No hay que llamarse a engaños: si Bogotá está sucia es porque varias cosas no funcionan. La primera es el propio esquema, contratado hace 7 años. El modelo, en el papel, funciona, pero en la práctica deja mucho que desear. Las franjas horarias para la recolección de basuras, por ejemplo, dan un amplio margen para que se saque la basura a destiempo y que habitantes de calle, animales o recicladores informales rompan las bolsas y dejen la basura expuesta. La interventoría, entre tanto, brilla por su ausencia.

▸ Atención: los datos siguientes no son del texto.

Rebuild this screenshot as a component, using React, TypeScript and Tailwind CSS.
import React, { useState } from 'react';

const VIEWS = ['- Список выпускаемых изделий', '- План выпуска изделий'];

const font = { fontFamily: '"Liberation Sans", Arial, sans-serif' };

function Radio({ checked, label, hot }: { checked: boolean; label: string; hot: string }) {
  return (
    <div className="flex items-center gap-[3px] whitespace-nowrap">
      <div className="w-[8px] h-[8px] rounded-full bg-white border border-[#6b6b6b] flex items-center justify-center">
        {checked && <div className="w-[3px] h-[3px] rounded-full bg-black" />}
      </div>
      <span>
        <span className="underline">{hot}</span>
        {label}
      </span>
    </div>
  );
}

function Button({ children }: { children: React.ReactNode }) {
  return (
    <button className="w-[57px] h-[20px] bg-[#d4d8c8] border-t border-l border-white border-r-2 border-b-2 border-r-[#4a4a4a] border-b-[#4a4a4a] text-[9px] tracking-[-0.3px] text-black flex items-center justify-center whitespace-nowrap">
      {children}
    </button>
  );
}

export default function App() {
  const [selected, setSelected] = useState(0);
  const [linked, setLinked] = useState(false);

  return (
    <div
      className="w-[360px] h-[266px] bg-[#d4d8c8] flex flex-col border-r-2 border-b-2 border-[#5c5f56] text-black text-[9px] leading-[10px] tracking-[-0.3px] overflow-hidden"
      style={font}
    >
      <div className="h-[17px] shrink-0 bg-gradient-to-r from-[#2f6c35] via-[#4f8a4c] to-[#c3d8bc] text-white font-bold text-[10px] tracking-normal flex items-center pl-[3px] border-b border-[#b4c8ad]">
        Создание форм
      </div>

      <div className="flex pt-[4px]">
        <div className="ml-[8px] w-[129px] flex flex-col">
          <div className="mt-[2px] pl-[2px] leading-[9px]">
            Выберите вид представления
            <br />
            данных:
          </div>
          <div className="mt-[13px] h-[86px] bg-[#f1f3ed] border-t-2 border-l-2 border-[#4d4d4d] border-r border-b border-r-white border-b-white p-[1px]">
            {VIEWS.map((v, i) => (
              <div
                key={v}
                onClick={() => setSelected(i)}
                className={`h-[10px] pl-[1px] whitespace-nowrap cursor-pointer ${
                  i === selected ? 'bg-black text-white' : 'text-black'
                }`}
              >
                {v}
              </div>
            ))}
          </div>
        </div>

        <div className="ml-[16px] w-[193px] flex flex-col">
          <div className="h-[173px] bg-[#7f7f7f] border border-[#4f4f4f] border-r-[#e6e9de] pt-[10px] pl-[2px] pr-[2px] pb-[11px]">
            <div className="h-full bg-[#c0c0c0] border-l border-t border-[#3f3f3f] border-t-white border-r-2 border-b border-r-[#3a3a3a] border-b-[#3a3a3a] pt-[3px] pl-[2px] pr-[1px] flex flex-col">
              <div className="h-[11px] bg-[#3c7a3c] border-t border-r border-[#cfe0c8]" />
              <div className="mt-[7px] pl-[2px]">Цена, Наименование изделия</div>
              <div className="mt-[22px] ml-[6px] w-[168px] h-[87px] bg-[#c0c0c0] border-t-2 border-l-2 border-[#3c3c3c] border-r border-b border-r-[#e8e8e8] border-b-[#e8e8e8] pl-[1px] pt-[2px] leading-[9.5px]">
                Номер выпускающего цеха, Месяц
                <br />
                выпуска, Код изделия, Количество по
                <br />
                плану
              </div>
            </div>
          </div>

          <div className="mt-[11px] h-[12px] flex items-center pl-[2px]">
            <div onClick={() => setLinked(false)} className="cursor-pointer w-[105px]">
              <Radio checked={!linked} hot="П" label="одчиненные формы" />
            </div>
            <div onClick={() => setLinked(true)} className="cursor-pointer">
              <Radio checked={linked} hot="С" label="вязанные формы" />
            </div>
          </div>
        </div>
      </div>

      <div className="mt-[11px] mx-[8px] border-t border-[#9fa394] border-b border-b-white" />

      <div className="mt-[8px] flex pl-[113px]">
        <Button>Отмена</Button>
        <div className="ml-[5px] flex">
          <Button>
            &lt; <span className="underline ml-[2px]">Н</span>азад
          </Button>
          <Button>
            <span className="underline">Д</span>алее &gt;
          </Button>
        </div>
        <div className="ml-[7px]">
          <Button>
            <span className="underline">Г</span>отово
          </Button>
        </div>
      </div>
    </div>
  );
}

Por otro lado, está el tema de los escombros. La ciudad está plagada de ellos. No hay reparo en sacar colchones, sanitarios, muebles y dejarlos a merced de quien a bien tenga llevárselos. Hay 700 puntos detectados con este problema. Y ni hablar de los desechos de construcción, otra pesadilla que no ha podido ser controlada.
Y también está el papel de la Unidad istrativa Especial de Servicios Públicos (Uaesp), nombre largo para una entidad a la que le faltan dientes a la hora de meter en cintura a operadores, recicladores y avivatos que ensucian la ciudad. No tiene poder sancionatorio y los contratos son laxos.
Finalmente, está la responsabilidad ciudadana. La falta de cultura es palpable, se refleja en operarios de restaurantes y cafeterías que botan los desperdicios en el andén, sacan la basura a destiempo, no reciben castigo y no hay autoridad que actúe sobre ellos. Toda una cadena de obligaciones en la que nadie asume su parte. Se necesita más coordinación entre entidades del Distrito, que las alcaldías locales actúen, que los operadores sean parte de la solución y no del problema, y que la ciudadanía trate a Bogotá como a su propia casa.